══ DATASET ══

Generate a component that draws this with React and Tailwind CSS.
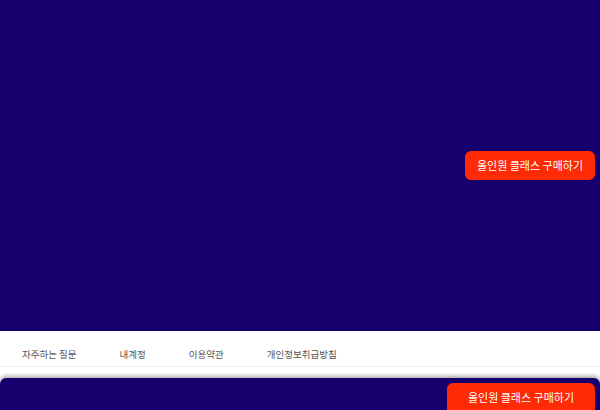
import React from 'react';

const links = ['자주하는 질문', '내계정', '이용약관', '개인정보취급방침'];

export default function App() {
  return (
    <div className="relative h-[410px] w-[600px] overflow-hidden bg-white font-['Noto_Sans_CJK_KR',sans-serif]">
      {/* Hero */}
      <section className="flex h-[331px] items-start justify-end bg-[#16006e] pr-[5px] pt-[151px]">
        <button className="h-[29px] w-[130px] rounded-[6px] bg-[#ff2a06] text-[11px] text-white">
          올인원 클래스 구매하기
        </button>
      </section>

      {/* Footer */}
      <footer className="h-[47px] bg-white">
        <nav className="flex h-[36px] items-center gap-[43px] border-b border-[#eeeeee] pl-[22px] pt-[11px]">
          {links.map(l => (
            <a key={l} className="text-[9.5px] text-[#555]">{l}</a>
          ))}
        </nav>
      </footer>

      {/* Sticky purchase bar */}
      <div className="absolute bottom-0 left-0 right-0 flex h-[32px] justify-end rounded-t-[6px] bg-[#16006e] pr-[5px] pt-[5px] shadow-[0_-2px_4px_rgba(0,0,0,0.35)]">
        <button className="h-[32px] w-[148px] rounded-[6px] bg-[#ff2a06] pb-[3px] text-[11px] text-white">
          올인원 클래스 구매하기
        </button>
      </div>
    </div>
  );
}
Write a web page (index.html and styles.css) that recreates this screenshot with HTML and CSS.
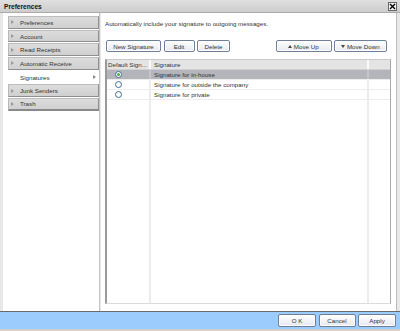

═══

_INSTRUCTIONS TO FOLLOW_:
Every entry above needs to be retyped exactly; drop the pictures.

_SOLVED PROBLEM_:
Generate a component that draws this with React and Tailwind CSS.
import React from 'react';

const links = ['자주하는 질문', '내계정', '이용약관', '개인정보취급방침'];

export default function App() {
  return (
    <div className="relative h-[410px] w-[600px] overflow-hidden bg-white font-['Noto_Sans_CJK_KR',sans-serif]">
      {/* Hero */}
      <section className="flex h-[331px] items-start justify-end bg-[#16006e] pr-[5px] pt-[151px]">
        <button className="h-[29px] w-[130px] rounded-[6px] bg-[#ff2a06] text-[11px] text-white">
          올인원 클래스 구매하기
        </button>
      </section>

      {/* Footer */}
      <footer className="h-[47px] bg-white">
        <nav className="flex h-[36px] items-center gap-[43px] border-b border-[#eeeeee] pl-[22px] pt-[11px]">
          {links.map(l => (
            <a key={l} className="text-[9.5px] text-[#555]">{l}</a>
          ))}
        </nav>
      </footer>

      {/* Sticky purchase bar */}
      <div className="absolute bottom-0 left-0 right-0 flex h-[32px] justify-end rounded-t-[6px] bg-[#16006e] pr-[5px] pt-[5px] shadow-[0_-2px_4px_rgba(0,0,0,0.35)]">
        <button className="h-[32px] w-[148px] rounded-[6px] bg-[#ff2a06] pb-[3px] text-[11px] text-white">
          올인원 클래스 구매하기
        </button>
      </div>
    </div>
  );
}
Write a web page (index.html and styles.css) that recreates this screenshot with HTML and CSS.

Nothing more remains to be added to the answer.